### Instruction
Copy each line that holds "React".

** begin Source data **

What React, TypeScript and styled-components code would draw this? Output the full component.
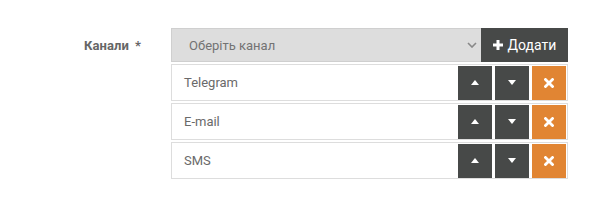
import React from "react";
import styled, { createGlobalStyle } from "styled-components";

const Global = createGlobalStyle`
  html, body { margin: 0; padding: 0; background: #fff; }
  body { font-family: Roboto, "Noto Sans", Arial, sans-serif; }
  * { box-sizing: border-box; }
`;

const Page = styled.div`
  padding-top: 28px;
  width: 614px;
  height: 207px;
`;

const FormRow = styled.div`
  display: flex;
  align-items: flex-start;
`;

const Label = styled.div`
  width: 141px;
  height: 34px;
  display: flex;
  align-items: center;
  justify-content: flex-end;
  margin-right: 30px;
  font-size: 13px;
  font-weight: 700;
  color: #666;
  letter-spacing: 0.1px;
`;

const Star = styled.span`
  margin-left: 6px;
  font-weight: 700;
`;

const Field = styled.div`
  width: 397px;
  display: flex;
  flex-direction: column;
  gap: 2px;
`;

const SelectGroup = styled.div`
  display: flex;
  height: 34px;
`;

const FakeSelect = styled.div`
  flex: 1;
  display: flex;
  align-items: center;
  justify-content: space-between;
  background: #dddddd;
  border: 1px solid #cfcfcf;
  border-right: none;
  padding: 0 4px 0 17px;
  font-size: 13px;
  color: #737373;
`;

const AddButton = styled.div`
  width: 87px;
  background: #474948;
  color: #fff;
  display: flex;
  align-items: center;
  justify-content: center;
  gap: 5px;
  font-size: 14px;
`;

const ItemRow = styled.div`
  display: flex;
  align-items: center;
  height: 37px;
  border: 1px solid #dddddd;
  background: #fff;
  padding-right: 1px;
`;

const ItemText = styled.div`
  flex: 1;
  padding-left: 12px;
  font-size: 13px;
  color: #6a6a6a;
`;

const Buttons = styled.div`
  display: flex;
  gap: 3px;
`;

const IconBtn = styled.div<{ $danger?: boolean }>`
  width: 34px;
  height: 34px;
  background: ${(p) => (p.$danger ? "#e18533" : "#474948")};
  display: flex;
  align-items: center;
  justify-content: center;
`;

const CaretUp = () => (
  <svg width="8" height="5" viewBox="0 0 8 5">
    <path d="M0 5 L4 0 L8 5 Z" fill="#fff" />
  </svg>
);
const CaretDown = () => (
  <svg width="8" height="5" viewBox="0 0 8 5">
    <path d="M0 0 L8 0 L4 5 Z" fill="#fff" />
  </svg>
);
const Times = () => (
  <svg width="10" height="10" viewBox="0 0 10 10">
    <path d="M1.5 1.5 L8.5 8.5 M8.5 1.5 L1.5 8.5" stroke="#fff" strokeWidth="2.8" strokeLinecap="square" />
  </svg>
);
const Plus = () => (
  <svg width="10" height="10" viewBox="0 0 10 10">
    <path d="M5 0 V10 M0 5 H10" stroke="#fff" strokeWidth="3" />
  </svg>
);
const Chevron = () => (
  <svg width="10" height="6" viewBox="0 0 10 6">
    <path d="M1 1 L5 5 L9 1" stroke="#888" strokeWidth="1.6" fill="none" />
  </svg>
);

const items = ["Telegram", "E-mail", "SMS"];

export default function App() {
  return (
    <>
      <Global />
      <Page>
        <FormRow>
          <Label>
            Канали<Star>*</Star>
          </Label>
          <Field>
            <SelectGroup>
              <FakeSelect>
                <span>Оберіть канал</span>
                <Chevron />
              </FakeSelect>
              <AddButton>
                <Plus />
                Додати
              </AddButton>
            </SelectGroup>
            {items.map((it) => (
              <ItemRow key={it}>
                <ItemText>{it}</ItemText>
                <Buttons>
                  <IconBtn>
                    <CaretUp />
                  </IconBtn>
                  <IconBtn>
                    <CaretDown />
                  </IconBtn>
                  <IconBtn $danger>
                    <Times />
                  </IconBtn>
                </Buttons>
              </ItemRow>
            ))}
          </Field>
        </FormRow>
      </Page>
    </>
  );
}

** end Source data **
** begin Source data **

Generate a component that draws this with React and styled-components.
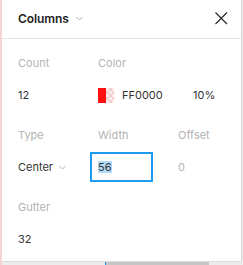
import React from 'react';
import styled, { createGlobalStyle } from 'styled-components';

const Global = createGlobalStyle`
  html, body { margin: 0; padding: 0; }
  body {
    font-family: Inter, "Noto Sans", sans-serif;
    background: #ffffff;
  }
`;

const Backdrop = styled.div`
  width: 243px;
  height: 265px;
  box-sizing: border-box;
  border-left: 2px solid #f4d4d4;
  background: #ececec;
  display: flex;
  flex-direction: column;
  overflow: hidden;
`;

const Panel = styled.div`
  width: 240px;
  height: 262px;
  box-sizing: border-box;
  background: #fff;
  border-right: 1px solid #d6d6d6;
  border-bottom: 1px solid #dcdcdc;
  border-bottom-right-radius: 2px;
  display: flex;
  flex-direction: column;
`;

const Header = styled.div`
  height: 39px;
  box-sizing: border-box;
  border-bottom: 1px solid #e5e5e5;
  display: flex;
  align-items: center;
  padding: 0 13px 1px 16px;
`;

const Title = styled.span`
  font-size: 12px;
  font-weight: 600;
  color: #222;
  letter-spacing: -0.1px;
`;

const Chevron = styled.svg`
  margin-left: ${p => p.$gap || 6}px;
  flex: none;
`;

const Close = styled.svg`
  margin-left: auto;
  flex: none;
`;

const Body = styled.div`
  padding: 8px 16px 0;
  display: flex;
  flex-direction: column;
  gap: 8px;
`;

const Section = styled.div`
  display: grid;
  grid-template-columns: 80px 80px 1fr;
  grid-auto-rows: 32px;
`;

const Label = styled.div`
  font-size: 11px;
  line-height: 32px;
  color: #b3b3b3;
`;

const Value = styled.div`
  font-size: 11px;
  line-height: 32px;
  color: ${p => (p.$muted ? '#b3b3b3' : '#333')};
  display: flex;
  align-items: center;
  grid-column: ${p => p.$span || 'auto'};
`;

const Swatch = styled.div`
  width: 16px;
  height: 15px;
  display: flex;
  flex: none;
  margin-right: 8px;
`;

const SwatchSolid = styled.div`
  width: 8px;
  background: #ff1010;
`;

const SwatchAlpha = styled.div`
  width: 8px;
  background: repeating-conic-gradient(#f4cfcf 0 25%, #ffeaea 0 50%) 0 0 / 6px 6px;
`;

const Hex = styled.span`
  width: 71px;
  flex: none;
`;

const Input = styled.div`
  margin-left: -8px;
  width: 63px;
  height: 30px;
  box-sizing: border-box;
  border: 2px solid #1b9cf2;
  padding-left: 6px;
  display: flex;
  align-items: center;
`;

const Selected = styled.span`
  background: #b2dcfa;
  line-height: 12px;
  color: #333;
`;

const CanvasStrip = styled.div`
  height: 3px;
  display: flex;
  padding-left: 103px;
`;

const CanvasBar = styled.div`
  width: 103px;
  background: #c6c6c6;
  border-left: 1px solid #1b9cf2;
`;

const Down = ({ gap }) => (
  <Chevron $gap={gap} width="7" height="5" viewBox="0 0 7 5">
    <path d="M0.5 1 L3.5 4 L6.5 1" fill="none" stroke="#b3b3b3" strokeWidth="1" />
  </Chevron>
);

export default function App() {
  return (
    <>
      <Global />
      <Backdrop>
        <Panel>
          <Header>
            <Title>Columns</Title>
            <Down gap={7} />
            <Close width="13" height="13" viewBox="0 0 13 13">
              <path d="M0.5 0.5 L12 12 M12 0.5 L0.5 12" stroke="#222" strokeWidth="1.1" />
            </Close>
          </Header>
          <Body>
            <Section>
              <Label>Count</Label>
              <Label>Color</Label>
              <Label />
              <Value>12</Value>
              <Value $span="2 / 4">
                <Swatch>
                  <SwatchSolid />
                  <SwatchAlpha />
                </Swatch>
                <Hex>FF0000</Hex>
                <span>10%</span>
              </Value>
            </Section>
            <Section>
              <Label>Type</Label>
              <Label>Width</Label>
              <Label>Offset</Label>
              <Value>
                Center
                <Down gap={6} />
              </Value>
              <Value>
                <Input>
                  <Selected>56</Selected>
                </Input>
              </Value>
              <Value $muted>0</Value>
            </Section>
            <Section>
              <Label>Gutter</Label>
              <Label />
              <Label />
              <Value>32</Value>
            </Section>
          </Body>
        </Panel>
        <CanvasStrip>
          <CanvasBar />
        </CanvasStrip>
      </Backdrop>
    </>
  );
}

** end Source data **
** begin Source data **

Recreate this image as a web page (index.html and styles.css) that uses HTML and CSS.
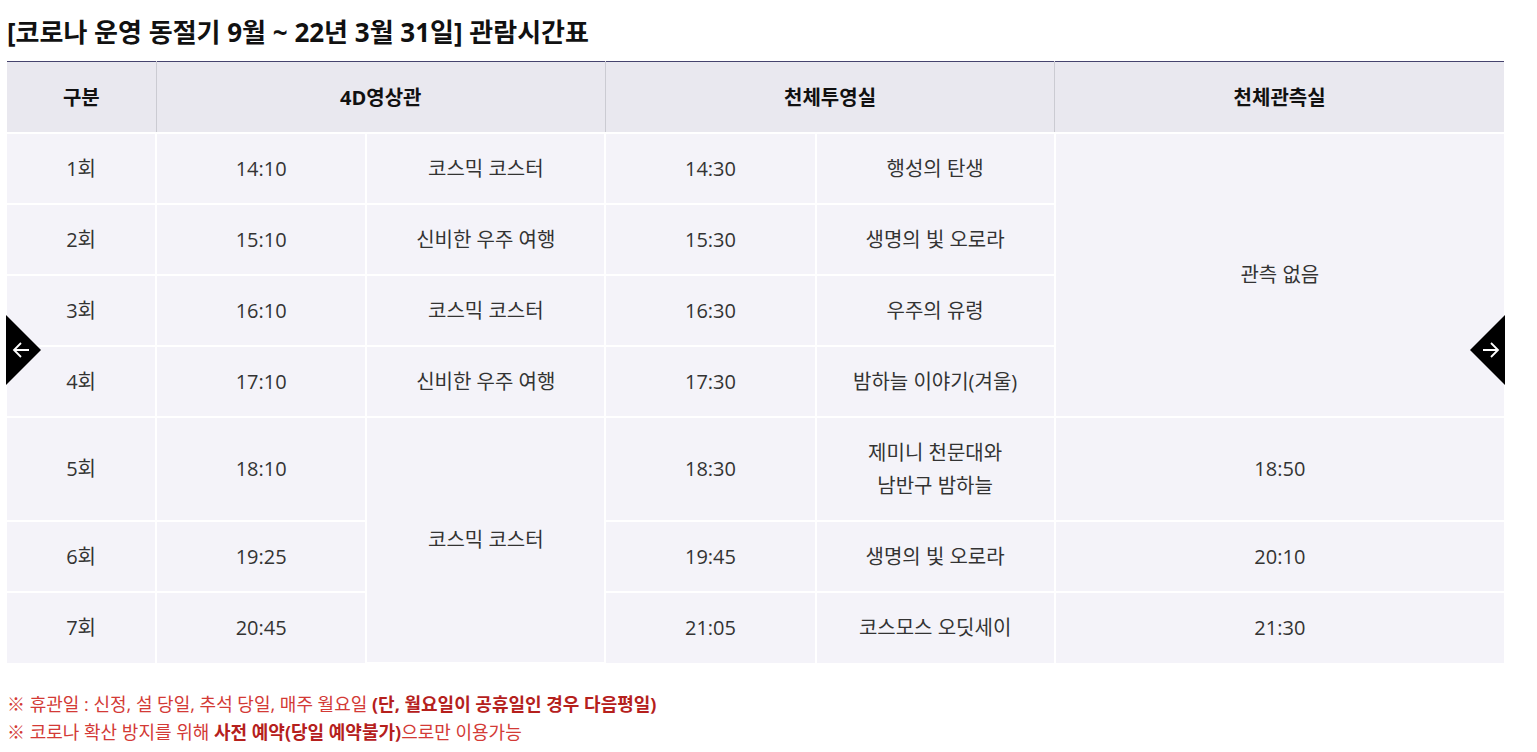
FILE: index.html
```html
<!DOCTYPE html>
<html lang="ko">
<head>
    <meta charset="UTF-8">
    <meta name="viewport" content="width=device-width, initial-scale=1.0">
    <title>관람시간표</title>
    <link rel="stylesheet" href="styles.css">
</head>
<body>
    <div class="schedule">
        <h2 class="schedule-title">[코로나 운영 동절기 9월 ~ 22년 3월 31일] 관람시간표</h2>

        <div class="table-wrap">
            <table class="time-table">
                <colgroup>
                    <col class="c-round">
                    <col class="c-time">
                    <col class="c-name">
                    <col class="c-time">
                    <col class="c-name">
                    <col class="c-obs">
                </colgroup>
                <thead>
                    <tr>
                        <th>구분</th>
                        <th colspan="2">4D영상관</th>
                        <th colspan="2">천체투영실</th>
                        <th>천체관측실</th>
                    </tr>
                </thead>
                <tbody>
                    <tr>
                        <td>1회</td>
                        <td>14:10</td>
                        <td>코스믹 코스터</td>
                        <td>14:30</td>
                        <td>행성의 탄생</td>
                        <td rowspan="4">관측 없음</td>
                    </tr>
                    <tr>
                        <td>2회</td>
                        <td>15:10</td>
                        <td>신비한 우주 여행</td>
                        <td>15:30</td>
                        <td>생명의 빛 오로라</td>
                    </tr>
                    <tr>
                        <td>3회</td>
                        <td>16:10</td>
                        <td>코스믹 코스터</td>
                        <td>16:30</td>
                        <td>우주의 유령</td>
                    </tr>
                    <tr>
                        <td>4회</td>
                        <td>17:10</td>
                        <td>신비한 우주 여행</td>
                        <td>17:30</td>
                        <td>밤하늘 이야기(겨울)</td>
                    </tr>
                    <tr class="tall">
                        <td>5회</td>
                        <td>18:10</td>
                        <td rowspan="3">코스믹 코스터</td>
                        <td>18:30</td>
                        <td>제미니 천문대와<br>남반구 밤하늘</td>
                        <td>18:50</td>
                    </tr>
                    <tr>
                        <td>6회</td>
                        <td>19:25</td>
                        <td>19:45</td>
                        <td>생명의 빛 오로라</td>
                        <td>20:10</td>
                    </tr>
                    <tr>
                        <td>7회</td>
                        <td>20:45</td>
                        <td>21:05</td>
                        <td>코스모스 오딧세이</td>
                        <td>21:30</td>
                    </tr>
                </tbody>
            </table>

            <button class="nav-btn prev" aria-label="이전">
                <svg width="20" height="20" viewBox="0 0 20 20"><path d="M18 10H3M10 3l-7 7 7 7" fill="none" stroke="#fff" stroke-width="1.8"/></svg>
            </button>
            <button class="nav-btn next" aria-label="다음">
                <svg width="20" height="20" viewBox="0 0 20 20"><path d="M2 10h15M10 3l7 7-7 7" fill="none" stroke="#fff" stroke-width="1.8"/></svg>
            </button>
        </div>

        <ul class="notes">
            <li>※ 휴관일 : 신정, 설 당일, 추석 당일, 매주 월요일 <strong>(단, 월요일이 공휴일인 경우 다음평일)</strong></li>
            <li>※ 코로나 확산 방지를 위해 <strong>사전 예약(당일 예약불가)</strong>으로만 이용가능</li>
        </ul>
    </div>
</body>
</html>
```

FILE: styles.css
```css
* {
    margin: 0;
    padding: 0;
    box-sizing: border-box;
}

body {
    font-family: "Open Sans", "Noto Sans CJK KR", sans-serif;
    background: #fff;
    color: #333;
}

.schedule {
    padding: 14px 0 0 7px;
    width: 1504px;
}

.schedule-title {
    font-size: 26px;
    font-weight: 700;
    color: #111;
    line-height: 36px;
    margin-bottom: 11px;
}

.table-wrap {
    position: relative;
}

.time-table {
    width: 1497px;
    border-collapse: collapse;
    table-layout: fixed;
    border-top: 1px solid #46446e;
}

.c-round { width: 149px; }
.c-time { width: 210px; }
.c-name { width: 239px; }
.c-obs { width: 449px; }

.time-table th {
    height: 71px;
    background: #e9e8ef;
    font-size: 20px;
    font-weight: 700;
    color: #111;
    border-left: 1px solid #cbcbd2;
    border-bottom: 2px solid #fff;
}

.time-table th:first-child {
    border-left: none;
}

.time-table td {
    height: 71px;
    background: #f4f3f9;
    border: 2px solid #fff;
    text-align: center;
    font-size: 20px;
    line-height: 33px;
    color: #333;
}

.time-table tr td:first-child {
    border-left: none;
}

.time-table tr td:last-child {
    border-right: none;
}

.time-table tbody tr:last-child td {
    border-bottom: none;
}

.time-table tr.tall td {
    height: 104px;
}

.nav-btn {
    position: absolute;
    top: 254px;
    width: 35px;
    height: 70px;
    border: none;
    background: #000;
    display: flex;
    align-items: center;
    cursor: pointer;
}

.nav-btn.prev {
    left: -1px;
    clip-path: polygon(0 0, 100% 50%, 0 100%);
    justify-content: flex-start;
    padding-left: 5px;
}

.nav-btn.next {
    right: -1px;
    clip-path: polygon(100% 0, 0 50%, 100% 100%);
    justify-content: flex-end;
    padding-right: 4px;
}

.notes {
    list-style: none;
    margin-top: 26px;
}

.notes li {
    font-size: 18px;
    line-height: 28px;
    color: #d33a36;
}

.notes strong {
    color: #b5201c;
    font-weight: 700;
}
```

** end Source data **

### Solution below
What React, TypeScript and styled-components code would draw this? Output the full component.
import React from "react";
Generate a component that draws this with React and styled-components.
import React from 'react';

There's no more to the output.